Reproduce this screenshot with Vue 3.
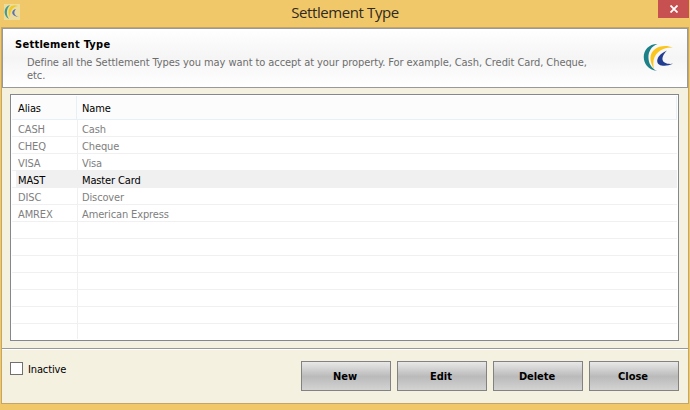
<script setup>
const rows = [
  { alias: 'CASH', name: 'Cash' },
  { alias: 'CHEQ', name: 'Cheque' },
  { alias: 'VISA', name: 'Visa' },
  { alias: 'MAST', name: 'Master Card', selected: true },
  { alias: 'DISC', name: 'Discover' },
  { alias: 'AMREX', name: 'American Express' },
  ...Array.from({ length: 7 }, () => ({ alias: '', name: '' })),
]
const actions = ['New', 'Edit', 'Delete', 'Close']
</script>

<template>
  <div class="window">
    <header class="titlebar">
      <svg class="app-icon" width="16" height="16" viewBox="0 0 16 16">
        <rect width="16" height="16" fill="#eddd9c" />
        <path d="M6 1C-1 3-1 12 5 15C2 11 2 5 6 1Z" fill="#3f9a94" />
        <path d="M14 2C7-1 2 6 6 13C6 7 8 3 14 2Z" fill="#efc928" />
        <path d="M12 5C7 6 6 12 15 13C10 12 9 8 12 5Z" fill="#5b70b2" />
      </svg>
      <h1>Settlement Type</h1>
      <button class="close" aria-label="Close">
        <svg width="8" height="8" viewBox="0 0 8 8">
          <path d="M.5 .5L7.5 7.5M7.5 .5L.5 7.5" stroke="#fff" stroke-width="1.8" />
        </svg>
      </button>
    </header>
    <main class="client">
      <section class="banner">
        <div class="banner-text">
          <h2>Settlement Type</h2>
          <p>Define all the Settlement Types you may want to accept at your property. For example, Cash, Credit Card, Cheque,<br />etc.</p>
        </div>
        <svg class="logo" width="32" height="30" viewBox="0 0 32 30">
          <path d="M14.500 1C-3.500 1-4 26 14 28C2.500 23 2.500 5 14.500 1Z" fill="#1c8088" />
          <path d="M30 4.500C17-1 0 8 11 26C8 14 15 4 30 4.500Z" fill="#fac51d" />
          <path d="M24 7.500C13 12 11.500 21 18.500 22.500C22 23.200 26 22.600 30 20.800C19 22 16 15.500 24 7.500Z" fill="#213d91" />
        </svg>
      </section>
      <section class="list">
        <div class="head">
          <span class="alias">Alias</span><span class="name">Name</span>
        </div>
        <div class="body">
          <div v-for="(row, i) in rows" :key="i" class="row" :class="{ selected: row.selected }">
            <span class="alias">{{ row.alias }}</span><span class="name">{{ row.name }}</span>
          </div>
        </div>
      </section>
      <footer class="footer">
        <label class="check"><span class="box"></span><span class="check-label">Inactive</span></label>
        <div class="actions">
          <button v-for="a in actions" :key="a" class="action">{{ a }}</button>
        </div>
      </footer>
    </main>
  </div>
</template>

<style>
body {
  margin: 0;
  overflow: hidden;
}
</style>

<style scoped>
* {
  box-sizing: border-box;
}
.window {
  width: 690px;
  height: 410px;
  padding: 0 1px 6px;
  background: #f0c869;
  font: 11px/13px "DejaVu Sans Condensed", "DejaVu Sans", sans-serif;
  font-stretch: condensed;
  letter-spacing: -0.13px;
  color: #000;
}
.titlebar {
  height: 27px;
  display: grid;
  grid-template-columns: 31px 1fr 31px;
  align-items: start;
}
.app-icon {
  margin: 4px 0 0 3px;
}
h1 {
  margin: 2px 0 0;
  text-align: center;
  font: 15px/20px "Open Sans", sans-serif;
  letter-spacing: -0.4px;
  color: #302a20;
}
.close {
  width: 31px;
  height: 18px;
  padding: 0;
  border: 0;
  background: #c75050;
  display: flex;
  align-items: center;
  justify-content: center;
}
.client {
  height: 377px;
  border: 1px solid #c6a667;
  background: #f5f1e0;
  display: flex;
  flex-direction: column;
}
.banner {
  height: 60px;
  flex: none;
  border: 1px solid #999;
  background: linear-gradient(#fff, #f5f5f5 50%, #fff);
  display: flex;
  justify-content: space-between;
}
.banner-text {
  padding: 9px 0 0 12px;
}
h2 {
  margin: 0;
  font-size: 11px;
  line-height: 13px;
  letter-spacing: 0.27px;
}
p {
  margin: 5px 0 0 12px;
  color: #6d6d6d;
  letter-spacing: -0.075px;
  white-space: nowrap;
}
.logo {
  margin: 14px 12px 0 0;
}
.list {
  width: 669px;
  height: 247px;
  flex: none;
  margin: 6px 0 0 8px;
  padding: 1px;
  border: 1px solid #828790;
  background: #fff;
}
.head {
  width: 665px;
  height: 24px;
  display: flex;
  line-height: 25px;
  background: #fcfcfc;
  border: solid #e5f0fb;
  border-width: 0 1px 1px 0;
}
.head .alias {
  width: 65px;
  padding-left: 6px;
  border-right: 1px solid #e5f0fb;
}
.head .name {
  padding-left: 5px;
}
.body {
  height: 219px;
  overflow: hidden;
}
.row {
  width: 665px;
  height: 17px;
  display: flex;
  line-height: 20px;
  color: #808080;
  border-bottom: 1px solid #f0f0f0;
}
.row .alias {
  width: 66px;
  height: 17px;
  padding-left: 6px;
  border-right: 1px solid #f0f0f0;
}
.row .name {
  padding-left: 4px;
}
.row.selected {
  color: #000;
  background: linear-gradient(90deg, #fff 4px, #f0f0f0 4px);
}
.footer {
  margin-top: 7px;
  flex: 1;
  border-top: 1px solid #999;
  box-shadow: inset 0 1px #fff;
  padding: 12px 9px 0 8px;
  display: flex;
  justify-content: space-between;
}
.check {
  height: 15px;
  display: flex;
  align-items: center;
  gap: 5px;
}
.check-label {
  padding-top: 2px;
}
.box {
  width: 13px;
  height: 13px;
  border: 1px solid #707070;
  background: #fff;
}
.actions {
  display: flex;
  gap: 6px;
}
.action {
  width: 90px;
  height: 30px;
  padding: 0 2px 0 0;
  border: 1px solid #828282;
  background: linear-gradient(#e8e8e8, #bababa 52%, #d3d3d3);
  font: inherit;
  font-weight: bold;
  letter-spacing: -0.05px;
}
</style>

Written instruction:
Take the listing above and restate it word for word, without its pictures.

Exercise solution:
Reproduce this screenshot with Vue 3.
<script setup>
const rows = [
  { alias: 'CASH', name: 'Cash' },
  { alias: 'CHEQ', name: 'Cheque' },
  { alias: 'VISA', name: 'Visa' },
  { alias: 'MAST', name: 'Master Card', selected: true },
  { alias: 'DISC', name: 'Discover' },
  { alias: 'AMREX', name: 'American Express' },
  ...Array.from({ length: 7 }, () => ({ alias: '', name: '' })),
]
const actions = ['New', 'Edit', 'Delete', 'Close']
</script>

<template>
  <div class="window">
    <header class="titlebar">
      <svg class="app-icon" width="16" height="16" viewBox="0 0 16 16">
        <rect width="16" height="16" fill="#eddd9c" />
        <path d="M6 1C-1 3-1 12 5 15C2 11 2 5 6 1Z" fill="#3f9a94" />
        <path d="M14 2C7-1 2 6 6 13C6 7 8 3 14 2Z" fill="#efc928" />
        <path d="M12 5C7 6 6 12 15 13C10 12 9 8 12 5Z" fill="#5b70b2" />
      </svg>
      <h1>Settlement Type</h1>
      <button class="close" aria-label="Close">
        <svg width="8" height="8" viewBox="0 0 8 8">
          <path d="M.5 .5L7.5 7.5M7.5 .5L.5 7.5" stroke="#fff" stroke-width="1.8" />
        </svg>
      </button>
    </header>
    <main class="client">
      <section class="banner">
        <div class="banner-text">
          <h2>Settlement Type</h2>
          <p>Define all the Settlement Types you may want to accept at your property. For example, Cash, Credit Card, Cheque,<br />etc.</p>
        </div>
        <svg class="logo" width="32" height="30" viewBox="0 0 32 30">
          <path d="M14.500 1C-3.500 1-4 26 14 28C2.500 23 2.500 5 14.500 1Z" fill="#1c8088" />
          <path d="M30 4.500C17-1 0 8 11 26C8 14 15 4 30 4.500Z" fill="#fac51d" />
          <path d="M24 7.500C13 12 11.500 21 18.500 22.500C22 23.200 26 22.600 30 20.800C19 22 16 15.500 24 7.500Z" fill="#213d91" />
        </svg>
      </section>
      <section class="list">
        <div class="head">
          <span class="alias">Alias</span><span class="name">Name</span>
        </div>
        <div class="body">
          <div v-for="(row, i) in rows" :key="i" class="row" :class="{ selected: row.selected }">
            <span class="alias">{{ row.alias }}</span><span class="name">{{ row.name }}</span>
          </div>
        </div>
      </section>
      <footer class="footer">
        <label class="check"><span class="box"></span><span class="check-label">Inactive</span></label>
        <div class="actions">
          <button v-for="a in actions" :key="a" class="action">{{ a }}</button>
        </div>
      </footer>
    </main>
  </div>
</template>

<style>
body {
  margin: 0;
  overflow: hidden;
}
</style>

<style scoped>
* {
  box-sizing: border-box;
}
.window {
  width: 690px;
  height: 410px;
  padding: 0 1px 6px;
  background: #f0c869;
  font: 11px/13px "DejaVu Sans Condensed", "DejaVu Sans", sans-serif;
  font-stretch: condensed;
  letter-spacing: -0.13px;
  color: #000;
}
.titlebar {
  height: 27px;
  display: grid;
  grid-template-columns: 31px 1fr 31px;
  align-items: start;
}
.app-icon {
  margin: 4px 0 0 3px;
}
h1 {
  margin: 2px 0 0;
  text-align: center;
  font: 15px/20px "Open Sans", sans-serif;
  letter-spacing: -0.4px;
  color: #302a20;
}
.close {
  width: 31px;
  height: 18px;
  padding: 0;
  border: 0;
  background: #c75050;
  display: flex;
  align-items: center;
  justify-content: center;
}
.client {
  height: 377px;
  border: 1px solid #c6a667;
  background: #f5f1e0;
  display: flex;
  flex-direction: column;
}
.banner {
  height: 60px;
  flex: none;
  border: 1px solid #999;
  background: linear-gradient(#fff, #f5f5f5 50%, #fff);
  display: flex;
  justify-content: space-between;
}
.banner-text {
  padding: 9px 0 0 12px;
}
h2 {
  margin: 0;
  font-size: 11px;
  line-height: 13px;
  letter-spacing: 0.27px;
}
p {
  margin: 5px 0 0 12px;
  color: #6d6d6d;
  letter-spacing: -0.075px;
  white-space: nowrap;
}
.logo {
  margin: 14px 12px 0 0;
}
.list {
  width: 669px;
  height: 247px;
  flex: none;
  margin: 6px 0 0 8px;
  padding: 1px;
  border: 1px solid #828790;
  background: #fff;
}
.head {
  width: 665px;
  height: 24px;
  display: flex;
  line-height: 25px;
  background: #fcfcfc;
  border: solid #e5f0fb;
  border-width: 0 1px 1px 0;
}
.head .alias {
  width: 65px;
  padding-left: 6px;
  border-right: 1px solid #e5f0fb;
}
.head .name {
  padding-left: 5px;
}
.body {
  height: 219px;
  overflow: hidden;
}
.row {
  width: 665px;
  height: 17px;
  display: flex;
  line-height: 20px;
  color: #808080;
  border-bottom: 1px solid #f0f0f0;
}
.row .alias {
  width: 66px;
  height: 17px;
  padding-left: 6px;
  border-right: 1px solid #f0f0f0;
}
.row .name {
  padding-left: 4px;
}
.row.selected {
  color: #000;
  background: linear-gradient(90deg, #fff 4px, #f0f0f0 4px);
}
.footer {
  margin-top: 7px;
  flex: 1;
  border-top: 1px solid #999;
  box-shadow: inset 0 1px #fff;
  padding: 12px 9px 0 8px;
  display: flex;
  justify-content: space-between;
}
.check {
  height: 15px;
  display: flex;
  align-items: center;
  gap: 5px;
}
.check-label {
  padding-top: 2px;
}
.box {
  width: 13px;
  height: 13px;
  border: 1px solid #707070;
  background: #fff;
}
.actions {
  display: flex;
  gap: 6px;
}
.action {
  width: 90px;
  height: 30px;
  padding: 0 2px 0 0;
  border: 1px solid #828282;
  background: linear-gradient(#e8e8e8, #bababa 52%, #d3d3d3);
  font: inherit;
  font-weight: bold;
  letter-spacing: -0.05px;
}
</style>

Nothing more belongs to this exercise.